Here's the principal issue: Tom was promised responses to inquiries he made to HQ USAF and the VA. In the case of the VA, he spoke with Mr. Josh Taylor's associate Mr. Steve Westerfield, who promised Philpott (as reported at the end of the article) that the VA would carefully look into the issue. We've never had a response from Taylor so I asked for their info via FOIA. Now, over five months having past, the VA's Ms. Gwendolyn Smith ("Alternate FOIA Officer" for the VA) tells us:
NO RECORDS FOUND
This office queried a number of business lines pertaining to your request. The records containing this information are not located in our office.Here is the language of my May request:
2. Copies of emails, memos, marginal notations or documents and any other materials prepared or received by Mr. Josh Taylor concerning Agent Orange contamination of C-123K aircraft.So how could this happen, especially after national publication of our story, after emails floating back and forth between us and the VA, GSA and DOD, after IG complaints and all the other turmoil? How could the VA response to my FOIA come back boldly stating "No Records Found"?
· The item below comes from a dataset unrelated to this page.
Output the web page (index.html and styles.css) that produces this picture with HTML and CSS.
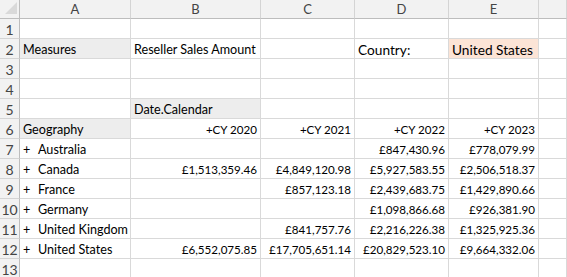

Easy. Two possibilities. First, perhaps they lied and falsified their FOIA response. Or second (and more likely) perhaps they used carefully crafted and misleading language to avoid the request. Here's how: Since there is absolutely no way that Mr. Josh Taylor didn't have at least some of the materials requested in my FOIA, the only way to avoid releasing them is to factually state, as above, that the "records containing this information are not located in our office." They don't say the records don't exist...they simply say the records are not in their office...the FOIA office. They say nothing about Mr. Taylor's office, or any other place the materials might reside. This is an example of what Air Force Academy cadets, in their Honor Code Handbook, are taught amounts to PREVARICATION...QUIBBLING! Using half-truths to form a lie by sliding around the margins of truth!
The VA didn't even acknowledge the 320-page binder we sent the Secretary, containing the Air Force test results, consultant reports, emails within AFMC, etc. This also should have been part of their FOIA response. (Oct 26 note: the VA has released Mr. Philpott's email to the VA seeking comment - and for some reason, a press release about the Blue Water Navy.)
Taylor, whose representative personally spoke with Mr. Tom Philpott during the preparation of the Gannett newspaper chain article which appeared in dozens of newspapers nationwide, must have logged their conversation, perhaps made notes during the interview, perhaps reported to his supervisors, perhaps (dare we hope?) actually done what he promised and what he is paid to do..."to carefully look into the issue".
I am amazed that the VA and all our fellow citizens expect military officers to be bound by our inflexible code of honor but don't seem have one themselves. Our military code which, if not already part of our personal character, is spelled out in detail in the UCMJ as well as in two centuries of military tradition. Look at Mr. Taylor's promise to look carefully into the issue, and his failure to do so...perhaps, his decision even as the words were spoken to AVOID doing so. Honorable?
In the military, an officer stating in the national press that he would do something would result in that something getting done, or the officer is in grave trouble. We call it honor. Sadly, in the VA, no such standard of honor seems to exist which would interest Public Relations wonks to actually do what they promise. Even if they are government employees assigned to do so. Even if, as with Mr. Taylor and Mr. Westerfield, it is their job to provide the truth to the press so that the press can properly exercise its constitutional duties.